The Marxent Method: Building a 110% Net Retention Engine in an Emerging Category

In a new category, customer retention isn’t just a metric – it’s a survival strategy. In a recent episode of Category Visionaries, Beck Besecker revealed how Marxent built a sustainable retention engine in the emerging 3D commerce space.

Retention as the North Star

“The most important metric I care about is retention,” Beck emphasizes. “And the worst thing you can do is take a client where the value proposition isn’t very strong and you’re constantly trying to fill the holes. Right. To keep it’s energy sapping.”

This focus shapes everything from customer selection to implementation strategy. Rather than chasing rapid growth, Marxent prioritizes finding the right fit from the start.

The Integration Moat

What makes Marxent’s offering particularly sticky is the depth of integration required. As Beck explains, “Imagine I onboarded your entire kitchen catalog. Like, all the business rules and integrations. It’s kind of a hybrid between an enterprise software and a SaaS. It’s like the first four months are integrations and content.”

This comprehensive onboarding creates natural stickiness: “We break even in the first four months, but then it’s highly profitable and high retention after.”

Strategic Customer Selection

The path to high retention begins before the sale. Beck describes their approach: “We spend a lot of time up front with our customer success team, with our delivery team, with our head of strategy, making sure it’s a good value proposition. They have the ability to pay. They’re at a scale that’s going to work for them, and of course, that drives retention.”
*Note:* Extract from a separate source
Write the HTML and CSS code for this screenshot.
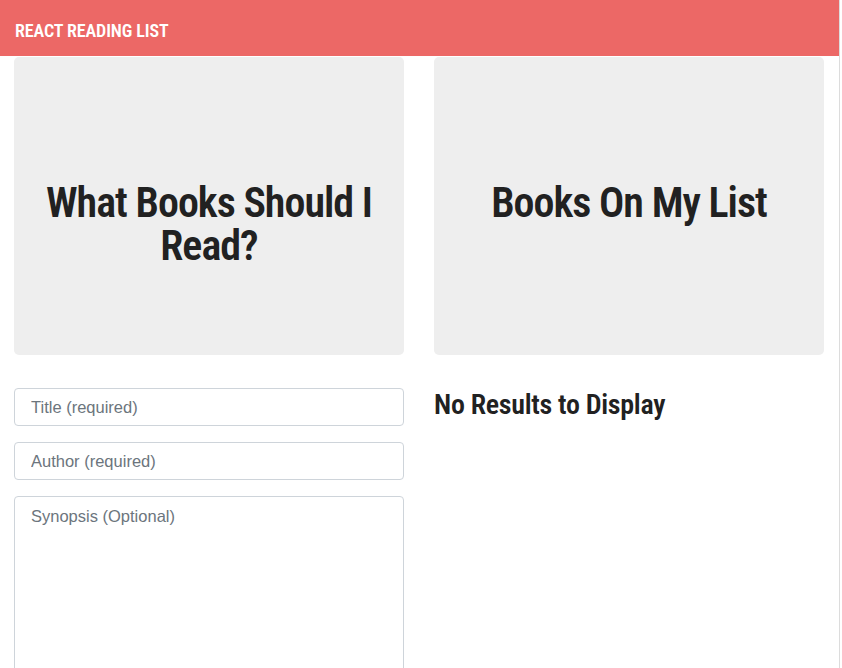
FILE: index.html
```html
<!DOCTYPE html>
<html lang="en">
<head>
<meta charset="utf-8">
<title>React Reading List</title>
<link rel="stylesheet" href="styles.css">
</head>
<body>
<div class="page">
  <header class="navbar">
    <span class="brand">REACT READING LIST</span>
  </header>
  <main class="grid">
    <section class="col">
      <div class="jumbotron">
        <h1 class="jt-title">What Books Should I Read?</h1>
      </div>
      <form class="book-form">
        <input class="field" type="text" placeholder="Title (required)">
        <input class="field" type="text" placeholder="Author (required)">
        <textarea class="field area" placeholder="Synopsis (Optional)"></textarea>
      </form>
    </section>
    <section class="col">
      <div class="jumbotron">
        <h1 class="jt-title">Books On My List</h1>
      </div>
      <h2 class="empty">No Results to Display</h2>
    </section>
  </main>
</div>
</body>
</html>
```
FILE: styles.css
```css
html, body {
  margin: 0;
  padding: 0;
  background: #fff;
}
body {
  overflow: hidden;
  height: 668px;
}
.page {
  width: 839px;
  min-height: 668px;
  border-right: 1px solid #dcdcdc;
  font-family: "Liberation Sans", Arial, sans-serif;
  color: #212529;
}
.navbar {
  height: 56px;
  background: #ec6866;
  display: flex;
  align-items: center;
  padding-left: 15px;
  border-bottom: 1px solid #fff;
}
.brand {
  font-family: "Roboto Condensed", Roboto, sans-serif;
  font-weight: 600;
  font-size: 18px;
  color: #fff;
  letter-spacing: -0.1px;
  padding-top: 4px;
}
.grid {
  display: grid;
  grid-template-columns: 390px 390px;
  column-gap: 30px;
  padding: 0 14px;
}
.col {
  display: flex;
  flex-direction: column;
}
.jumbotron {
  height: 298px;
  box-sizing: border-box;
  background: #eeeeee;
  border-radius: 5px;
  padding: 124px 20px 0;
  margin-bottom: 33px;
}
.jt-title {
  margin: 0;
  text-align: center;
  font-family: "Roboto Condensed", Roboto, sans-serif;
  font-weight: 600;
  font-size: 42px;
  line-height: 43px;
  letter-spacing: -1px;
  color: #212121;
}
.book-form {
  display: flex;
  flex-direction: column;
  gap: 16px;
}
.field {
  box-sizing: border-box;
  width: 390px;
  height: 38px;
  border: 1px solid #ced4da;
  border-radius: 4px;
  padding: 0 16px;
  font-family: "Liberation Sans", Arial, sans-serif;
  font-size: 16.5px;
  color: #495057;
  background: #fff;
  margin: 0;
}
.field::placeholder {
  color: #6c757d;
}
.area {
  height: 200px;
  padding: 10px 16px;
  resize: none;
}
.empty {
  margin: 0;
  font-family: "Roboto Condensed", Roboto, sans-serif;
  font-weight: 600;
  font-size: 28px;
  line-height: 34px;
  letter-spacing: -0.3px;
  color: #212121;
}
```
Building for Complex Use Cases

Marxent’s solution addresses fundamental challenges in high-consideration purchases. As Beck explains, “If you’re going to buy a high consideration product like in the home category… they’re expensive, they have a lot of configurable parts that have to be put together in a shared scene, it’s a complex data model.”

This complexity creates an opportunity for deep value creation. Their platform transforms a traditionally painful process: “Historically, if you were going to build one of these projects, you would go find a professional. You’d sit in a store, they’d have like an old off white beige desktop monitor, and they’d be flipping through a catalog and ticking away, and you’d be sitting there for 2 hours sort of just wanting to pull your hair out.”

The Results

Their focus on retention has paid off. “Our net retention is 110 or something like that. We’ve got really good retention,” Beck shares. This success has enabled steady, sustainable growth: “Historical growth rate 25% for the last five, six years. That was just about the right pace. We’re not a hockey stick business.”

Building Long-term Value

Rather than optimizing for rapid scaling, Marxent focuses on creating lasting value. Their solution fundamentally changes how their customers operate: “What we do as a company, we are a 3D content management system for the home category… We’re in kitchen, bath, decking, furniture, office, and storage. And they all have the same thing in common, which is you got to take a bunch of individual skus, get them into a shared scene, make it an inspiring experience that people want to buy and help them check out.”

For founders building in new categories, Marxent’s approach offers valuable lessons. High retention doesn’t come from growth hacks or quick fixes – it comes from careful customer selection, deep integration, and a focus on solving fundamental business problems. Sometimes, the path to sustainable growth means taking four months to properly onboard a customer rather than rushing to close the next deal.

In an emerging category where the rules are still being written, Marxent’s method suggests that patient, strategic customer development might be the surest path to long-term success.